§ Your objective
Lines containing the word "this" are the ones to copy from the records below.

§ Data section
━━━
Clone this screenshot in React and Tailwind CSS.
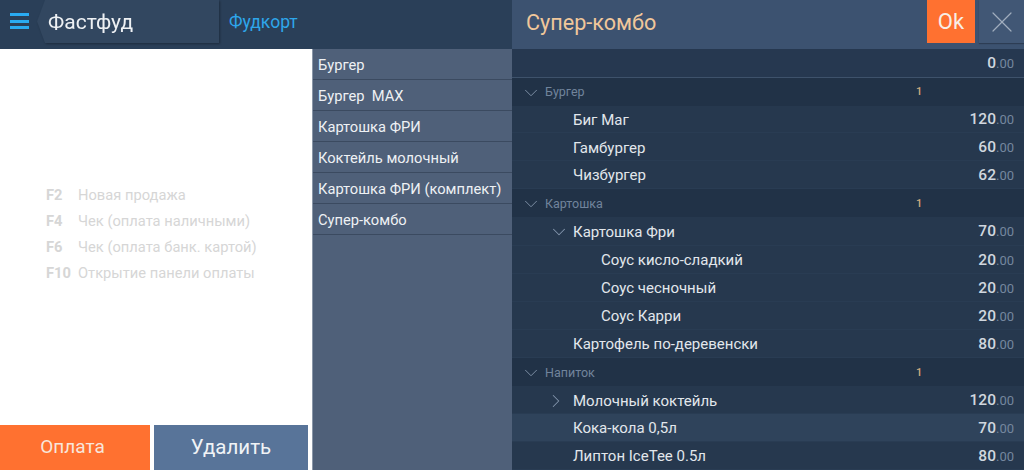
━━━
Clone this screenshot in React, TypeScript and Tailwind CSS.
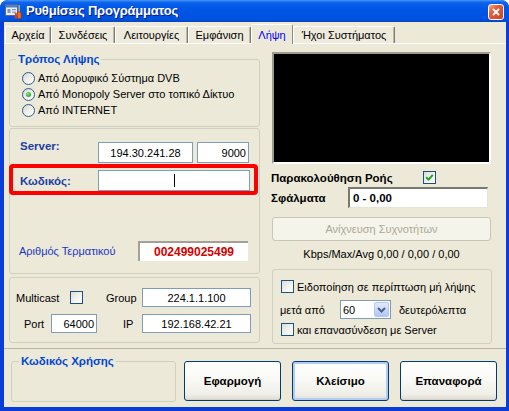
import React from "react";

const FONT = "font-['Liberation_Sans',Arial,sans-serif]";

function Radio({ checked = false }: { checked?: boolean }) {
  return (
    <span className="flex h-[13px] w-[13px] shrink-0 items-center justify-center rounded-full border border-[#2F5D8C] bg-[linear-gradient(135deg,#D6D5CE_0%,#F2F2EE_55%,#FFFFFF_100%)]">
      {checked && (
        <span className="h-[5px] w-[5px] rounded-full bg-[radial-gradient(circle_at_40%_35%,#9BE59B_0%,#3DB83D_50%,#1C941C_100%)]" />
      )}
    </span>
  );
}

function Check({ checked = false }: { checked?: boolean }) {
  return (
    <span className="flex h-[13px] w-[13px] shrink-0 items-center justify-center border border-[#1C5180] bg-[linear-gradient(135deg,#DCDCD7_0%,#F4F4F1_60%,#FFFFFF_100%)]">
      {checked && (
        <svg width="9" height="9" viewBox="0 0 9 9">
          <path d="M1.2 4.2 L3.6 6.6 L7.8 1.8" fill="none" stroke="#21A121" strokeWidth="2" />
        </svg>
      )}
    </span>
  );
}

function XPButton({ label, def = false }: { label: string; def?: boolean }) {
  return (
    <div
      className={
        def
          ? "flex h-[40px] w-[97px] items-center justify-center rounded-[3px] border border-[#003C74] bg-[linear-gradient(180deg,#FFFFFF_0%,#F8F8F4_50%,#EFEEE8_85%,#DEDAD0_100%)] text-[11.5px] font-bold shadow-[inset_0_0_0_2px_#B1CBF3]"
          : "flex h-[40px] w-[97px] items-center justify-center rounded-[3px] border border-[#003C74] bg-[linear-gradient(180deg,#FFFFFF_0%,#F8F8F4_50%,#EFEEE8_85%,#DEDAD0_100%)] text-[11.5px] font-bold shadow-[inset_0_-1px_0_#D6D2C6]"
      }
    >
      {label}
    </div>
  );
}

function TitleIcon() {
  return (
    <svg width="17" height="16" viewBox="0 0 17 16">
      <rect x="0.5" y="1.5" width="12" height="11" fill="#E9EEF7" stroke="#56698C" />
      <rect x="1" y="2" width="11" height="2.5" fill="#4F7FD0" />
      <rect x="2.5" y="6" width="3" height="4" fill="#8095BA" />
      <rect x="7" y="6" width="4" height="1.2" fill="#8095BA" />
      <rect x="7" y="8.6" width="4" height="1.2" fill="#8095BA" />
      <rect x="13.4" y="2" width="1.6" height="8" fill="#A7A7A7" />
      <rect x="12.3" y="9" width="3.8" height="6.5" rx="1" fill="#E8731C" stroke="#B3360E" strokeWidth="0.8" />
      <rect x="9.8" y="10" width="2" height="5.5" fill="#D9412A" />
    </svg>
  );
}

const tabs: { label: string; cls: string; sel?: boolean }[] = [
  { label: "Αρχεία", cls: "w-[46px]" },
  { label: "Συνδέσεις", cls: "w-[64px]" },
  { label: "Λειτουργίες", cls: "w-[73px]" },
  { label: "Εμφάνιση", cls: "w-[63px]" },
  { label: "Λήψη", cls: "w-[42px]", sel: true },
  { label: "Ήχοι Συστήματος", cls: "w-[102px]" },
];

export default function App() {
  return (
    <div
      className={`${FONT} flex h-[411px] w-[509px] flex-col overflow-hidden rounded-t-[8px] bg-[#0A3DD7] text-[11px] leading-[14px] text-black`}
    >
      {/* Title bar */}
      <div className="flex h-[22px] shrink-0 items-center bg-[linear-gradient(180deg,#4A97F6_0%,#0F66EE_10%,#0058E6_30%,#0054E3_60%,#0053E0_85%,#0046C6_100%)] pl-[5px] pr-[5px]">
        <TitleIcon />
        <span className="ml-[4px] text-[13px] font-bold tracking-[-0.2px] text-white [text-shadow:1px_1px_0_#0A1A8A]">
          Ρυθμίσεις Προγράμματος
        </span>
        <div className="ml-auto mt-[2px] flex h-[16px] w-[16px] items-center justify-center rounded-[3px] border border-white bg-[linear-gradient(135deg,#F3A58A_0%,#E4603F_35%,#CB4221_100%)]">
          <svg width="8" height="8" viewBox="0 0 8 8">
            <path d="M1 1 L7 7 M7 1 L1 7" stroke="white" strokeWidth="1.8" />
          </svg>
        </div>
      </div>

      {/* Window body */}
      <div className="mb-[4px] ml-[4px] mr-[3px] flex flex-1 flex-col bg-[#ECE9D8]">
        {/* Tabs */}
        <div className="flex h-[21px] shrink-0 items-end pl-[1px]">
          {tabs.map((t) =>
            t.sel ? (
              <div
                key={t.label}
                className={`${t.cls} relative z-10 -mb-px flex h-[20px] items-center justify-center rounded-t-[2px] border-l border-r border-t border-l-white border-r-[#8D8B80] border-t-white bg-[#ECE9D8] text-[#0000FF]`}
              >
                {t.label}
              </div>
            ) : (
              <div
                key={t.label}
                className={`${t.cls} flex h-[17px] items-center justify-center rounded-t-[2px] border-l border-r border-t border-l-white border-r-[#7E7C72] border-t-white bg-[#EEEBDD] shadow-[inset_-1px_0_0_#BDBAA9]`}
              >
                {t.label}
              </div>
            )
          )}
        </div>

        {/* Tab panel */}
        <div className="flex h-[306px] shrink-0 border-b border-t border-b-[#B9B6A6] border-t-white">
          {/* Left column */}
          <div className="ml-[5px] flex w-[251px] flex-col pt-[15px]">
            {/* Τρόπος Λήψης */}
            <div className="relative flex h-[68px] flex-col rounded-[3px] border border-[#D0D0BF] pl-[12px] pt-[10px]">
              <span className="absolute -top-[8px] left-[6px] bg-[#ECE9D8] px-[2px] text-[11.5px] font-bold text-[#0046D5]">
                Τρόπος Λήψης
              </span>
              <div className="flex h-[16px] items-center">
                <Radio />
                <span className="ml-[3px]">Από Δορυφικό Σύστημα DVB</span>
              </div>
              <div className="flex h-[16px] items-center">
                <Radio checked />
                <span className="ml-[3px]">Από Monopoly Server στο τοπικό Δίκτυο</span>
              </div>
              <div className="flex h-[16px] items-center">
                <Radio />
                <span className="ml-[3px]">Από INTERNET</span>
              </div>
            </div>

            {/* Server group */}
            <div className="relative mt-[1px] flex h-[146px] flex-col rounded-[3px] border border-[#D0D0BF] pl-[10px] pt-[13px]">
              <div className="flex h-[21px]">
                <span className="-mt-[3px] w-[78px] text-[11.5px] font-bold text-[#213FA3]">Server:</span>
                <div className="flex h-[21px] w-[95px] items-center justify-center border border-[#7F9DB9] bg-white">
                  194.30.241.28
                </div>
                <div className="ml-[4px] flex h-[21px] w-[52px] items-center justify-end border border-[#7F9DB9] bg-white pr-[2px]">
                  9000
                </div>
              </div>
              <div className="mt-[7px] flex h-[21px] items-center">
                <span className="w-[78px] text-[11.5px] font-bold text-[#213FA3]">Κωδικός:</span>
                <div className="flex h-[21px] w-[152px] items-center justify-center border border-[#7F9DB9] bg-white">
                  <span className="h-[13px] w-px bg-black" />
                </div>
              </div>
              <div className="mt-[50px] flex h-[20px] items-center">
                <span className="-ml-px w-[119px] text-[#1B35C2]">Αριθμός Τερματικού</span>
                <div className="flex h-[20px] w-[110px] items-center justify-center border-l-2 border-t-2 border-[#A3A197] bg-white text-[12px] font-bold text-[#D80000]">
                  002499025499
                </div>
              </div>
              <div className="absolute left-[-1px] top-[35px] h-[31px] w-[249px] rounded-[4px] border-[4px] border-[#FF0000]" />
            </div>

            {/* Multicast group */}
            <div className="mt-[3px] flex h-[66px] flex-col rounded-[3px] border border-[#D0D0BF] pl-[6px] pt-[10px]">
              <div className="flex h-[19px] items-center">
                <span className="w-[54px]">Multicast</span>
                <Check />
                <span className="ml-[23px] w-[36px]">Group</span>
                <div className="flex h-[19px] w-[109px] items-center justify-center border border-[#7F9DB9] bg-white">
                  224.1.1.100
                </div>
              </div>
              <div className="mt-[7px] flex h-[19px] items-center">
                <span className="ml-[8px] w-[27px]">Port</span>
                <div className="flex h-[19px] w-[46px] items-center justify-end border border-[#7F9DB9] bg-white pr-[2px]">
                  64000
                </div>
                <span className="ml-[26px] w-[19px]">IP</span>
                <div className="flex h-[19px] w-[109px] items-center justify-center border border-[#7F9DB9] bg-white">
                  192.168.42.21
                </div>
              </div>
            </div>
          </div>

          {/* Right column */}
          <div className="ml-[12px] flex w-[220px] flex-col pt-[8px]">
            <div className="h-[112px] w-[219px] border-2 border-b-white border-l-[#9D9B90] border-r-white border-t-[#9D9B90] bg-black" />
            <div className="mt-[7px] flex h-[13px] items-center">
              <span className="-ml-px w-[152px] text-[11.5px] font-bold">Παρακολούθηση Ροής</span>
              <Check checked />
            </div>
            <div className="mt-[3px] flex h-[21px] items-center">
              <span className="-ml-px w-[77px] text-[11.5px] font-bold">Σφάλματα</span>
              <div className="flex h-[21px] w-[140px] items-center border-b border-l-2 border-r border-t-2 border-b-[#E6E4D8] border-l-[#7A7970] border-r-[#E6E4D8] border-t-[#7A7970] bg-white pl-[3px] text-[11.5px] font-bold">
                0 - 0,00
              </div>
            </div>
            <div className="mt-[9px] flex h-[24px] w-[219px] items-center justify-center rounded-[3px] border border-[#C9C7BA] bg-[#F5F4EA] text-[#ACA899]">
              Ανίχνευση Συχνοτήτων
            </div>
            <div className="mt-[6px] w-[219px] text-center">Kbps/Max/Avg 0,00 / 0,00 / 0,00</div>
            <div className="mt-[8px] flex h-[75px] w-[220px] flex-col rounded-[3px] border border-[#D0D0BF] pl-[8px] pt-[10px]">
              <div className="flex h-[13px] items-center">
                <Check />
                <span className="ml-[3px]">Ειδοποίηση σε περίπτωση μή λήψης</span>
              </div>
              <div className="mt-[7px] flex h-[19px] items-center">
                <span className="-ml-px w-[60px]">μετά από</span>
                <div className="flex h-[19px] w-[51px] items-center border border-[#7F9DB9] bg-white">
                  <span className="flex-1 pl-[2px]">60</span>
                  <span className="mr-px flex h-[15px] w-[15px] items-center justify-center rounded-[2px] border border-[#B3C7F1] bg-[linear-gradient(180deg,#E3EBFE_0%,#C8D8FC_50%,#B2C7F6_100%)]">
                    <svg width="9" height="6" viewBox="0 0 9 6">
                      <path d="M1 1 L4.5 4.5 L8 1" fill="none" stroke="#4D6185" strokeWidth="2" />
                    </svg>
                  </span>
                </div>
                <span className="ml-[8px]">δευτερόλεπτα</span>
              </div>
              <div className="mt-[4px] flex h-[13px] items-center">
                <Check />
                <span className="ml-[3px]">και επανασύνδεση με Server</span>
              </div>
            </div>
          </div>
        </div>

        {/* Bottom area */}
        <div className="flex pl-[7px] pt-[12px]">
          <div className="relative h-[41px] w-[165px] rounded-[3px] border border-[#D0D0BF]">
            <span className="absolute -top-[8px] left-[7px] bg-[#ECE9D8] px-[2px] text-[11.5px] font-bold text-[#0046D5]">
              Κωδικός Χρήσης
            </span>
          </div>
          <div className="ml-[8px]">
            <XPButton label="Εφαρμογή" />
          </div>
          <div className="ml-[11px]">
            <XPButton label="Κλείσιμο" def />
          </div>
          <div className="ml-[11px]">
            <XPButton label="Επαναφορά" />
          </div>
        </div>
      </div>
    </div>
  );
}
━━━
§ Task response
Clone this screenshot in React and Tailwind CSS.
Clone this screenshot in React, TypeScript and Tailwind CSS.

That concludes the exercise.